# [What the task asks]
Leave out the pictures and repeat the rest of the material exactly.

# [Dataset content]
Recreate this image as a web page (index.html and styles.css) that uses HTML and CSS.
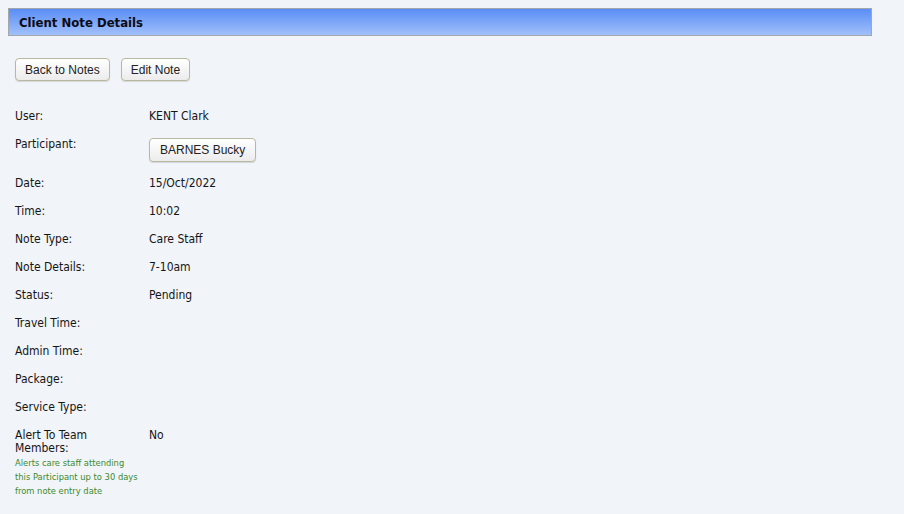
FILE: index.html
```html
<!DOCTYPE html>
<html>
<head>
<meta charset="utf-8">
<link rel="stylesheet" href="styles.css">
</head>
<body>
<div class="page">
  <div class="titlebar">Client Note Details</div>
  <div class="actions">
    <button class="btn">Back to Notes</button>
    <button class="btn">Edit Note</button>
  </div>
  <div class="details">
    <div class="row"><div class="label">User:</div><div class="value">KENT Clark</div></div>
    <div class="row row-btn"><div class="label">Participant:</div><div class="value"><button class="btn btn-part">BARNES Bucky</button></div></div>
    <div class="row"><div class="label">Date:</div><div class="value">15/Oct/2022</div></div>
    <div class="row"><div class="label">Time:</div><div class="value">10:02</div></div>
    <div class="row"><div class="label">Note Type:</div><div class="value">Care Staff</div></div>
    <div class="row"><div class="label">Note Details:</div><div class="value">7-10am</div></div>
    <div class="row"><div class="label">Status:</div><div class="value">Pending</div></div>
    <div class="row"><div class="label">Travel Time:</div><div class="value"></div></div>
    <div class="row"><div class="label">Admin Time:</div><div class="value"></div></div>
    <div class="row"><div class="label">Package:</div><div class="value"></div></div>
    <div class="row"><div class="label">Service Type:</div><div class="value"></div></div>
    <div class="row"><div class="label">Alert To Team Members:<div class="hint"><span>Alerts care staff attending</span> <span>this Participant up to 30 days</span> <span>from note entry date</span></div></div><div class="value">No</div></div>
  </div>
</div>
</body>
</html>
```
FILE: styles.css
```css
html, body {
  margin: 0;
  padding: 0;
  background: #f1f4f8;
}
body {
  font-family: "DejaVu Sans Condensed", "DejaVu Sans", Verdana, sans-serif;
  font-size: 12px;
  color: #151515;
}
.page {
  padding: 8px 32px 0 8px;
}
.titlebar {
  height: 26px;
  border: 1px solid #a3a6aa;
  background: linear-gradient(to bottom, #5a8df5, #a1c0fb);
  font-weight: bold;
  font-size: 13px;
  line-height: 27px;
  padding-left: 10px;
  color: #0c0c14;
}
.actions {
  display: flex;
  gap: 11px;
  padding: 22px 0 0 7px;
}
.btn {
  font-family: "Liberation Sans", Arial, sans-serif;
  font-size: 12px;
  color: #222;
  height: 23px;
  padding: 0 9px;
  border: 1px solid #b9b89e;
  border-radius: 4px;
  background: linear-gradient(to bottom, #ffffff, #ececec);
  box-shadow: 0 1px 1px rgba(0,0,0,0.12);
}
.details {
  padding: 29px 0 0 7px;
}
.row {
  display: flex;
  min-height: 28px;
}
.row-btn {
  min-height: 39px;
}
.label {
  width: 134px;
  line-height: 13px;
}
.row:last-child .label {
  width: 125px;
  padding-right: 9px;
}
.value {
  line-height: 13px;
}
.btn-part {
  height: 24px;
  margin-top: 0;
  padding: 0 10px;
  font-size: 12px;
}
.hint {
  color: #3b8a2e;
  font-size: 9.3px;
  line-height: 14px;
  margin-top: 1px;
  width: 125px;
}
.hint span {
  display: block;
  white-space: nowrap;
}
```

# [Answer for the task]
Recreate this image as a web page (index.html and styles.css) that uses HTML and CSS.
FILE: index.html
```html
<!DOCTYPE html>
<html>
<head>
<meta charset="utf-8">
<link rel="stylesheet" href="styles.css">
</head>
<body>
<div class="page">
  <div class="titlebar">Client Note Details</div>
  <div class="actions">
    <button class="btn">Back to Notes</button>
    <button class="btn">Edit Note</button>
  </div>
  <div class="details">
    <div class="row"><div class="label">User:</div><div class="value">KENT Clark</div></div>
    <div class="row row-btn"><div class="label">Participant:</div><div class="value"><button class="btn btn-part">BARNES Bucky</button></div></div>
    <div class="row"><div class="label">Date:</div><div class="value">15/Oct/2022</div></div>
    <div class="row"><div class="label">Time:</div><div class="value">10:02</div></div>
    <div class="row"><div class="label">Note Type:</div><div class="value">Care Staff</div></div>
    <div class="row"><div class="label">Note Details:</div><div class="value">7-10am</div></div>
    <div class="row"><div class="label">Status:</div><div class="value">Pending</div></div>
    <div class="row"><div class="label">Travel Time:</div><div class="value"></div></div>
    <div class="row"><div class="label">Admin Time:</div><div class="value"></div></div>
    <div class="row"><div class="label">Package:</div><div class="value"></div></div>
    <div class="row"><div class="label">Service Type:</div><div class="value"></div></div>
    <div class="row"><div class="label">Alert To Team Members:<div class="hint"><span>Alerts care staff attending</span> <span>this Participant up to 30 days</span> <span>from note entry date</span></div></div><div class="value">No</div></div>
  </div>
</div>
</body>
</html>
```
FILE: styles.css
```css
html, body {
  margin: 0;
  padding: 0;
  background: #f1f4f8;
}
body {
  font-family: "DejaVu Sans Condensed", "DejaVu Sans", Verdana, sans-serif;
  font-size: 12px;
  color: #151515;
}
.page {
  padding: 8px 32px 0 8px;
}
.titlebar {
  height: 26px;
  border: 1px solid #a3a6aa;
  background: linear-gradient(to bottom, #5a8df5, #a1c0fb);
  font-weight: bold;
  font-size: 13px;
  line-height: 27px;
  padding-left: 10px;
  color: #0c0c14;
}
.actions {
  display: flex;
  gap: 11px;
  padding: 22px 0 0 7px;
}
.btn {
  font-family: "Liberation Sans", Arial, sans-serif;
  font-size: 12px;
  color: #222;
  height: 23px;
  padding: 0 9px;
  border: 1px solid #b9b89e;
  border-radius: 4px;
  background: linear-gradient(to bottom, #ffffff, #ececec);
  box-shadow: 0 1px 1px rgba(0,0,0,0.12);
}
.details {
  padding: 29px 0 0 7px;
}
.row {
  display: flex;
  min-height: 28px;
}
.row-btn {
  min-height: 39px;
}
.label {
  width: 134px;
  line-height: 13px;
}
.row:last-child .label {
  width: 125px;
  padding-right: 9px;
}
.value {
  line-height: 13px;
}
.btn-part {
  height: 24px;
  margin-top: 0;
  padding: 0 10px;
  font-size: 12px;
}
.hint {
  color: #3b8a2e;
  font-size: 9.3px;
  line-height: 14px;
  margin-top: 1px;
  width: 125px;
}
.hint span {
  display: block;
  white-space: nowrap;
}
```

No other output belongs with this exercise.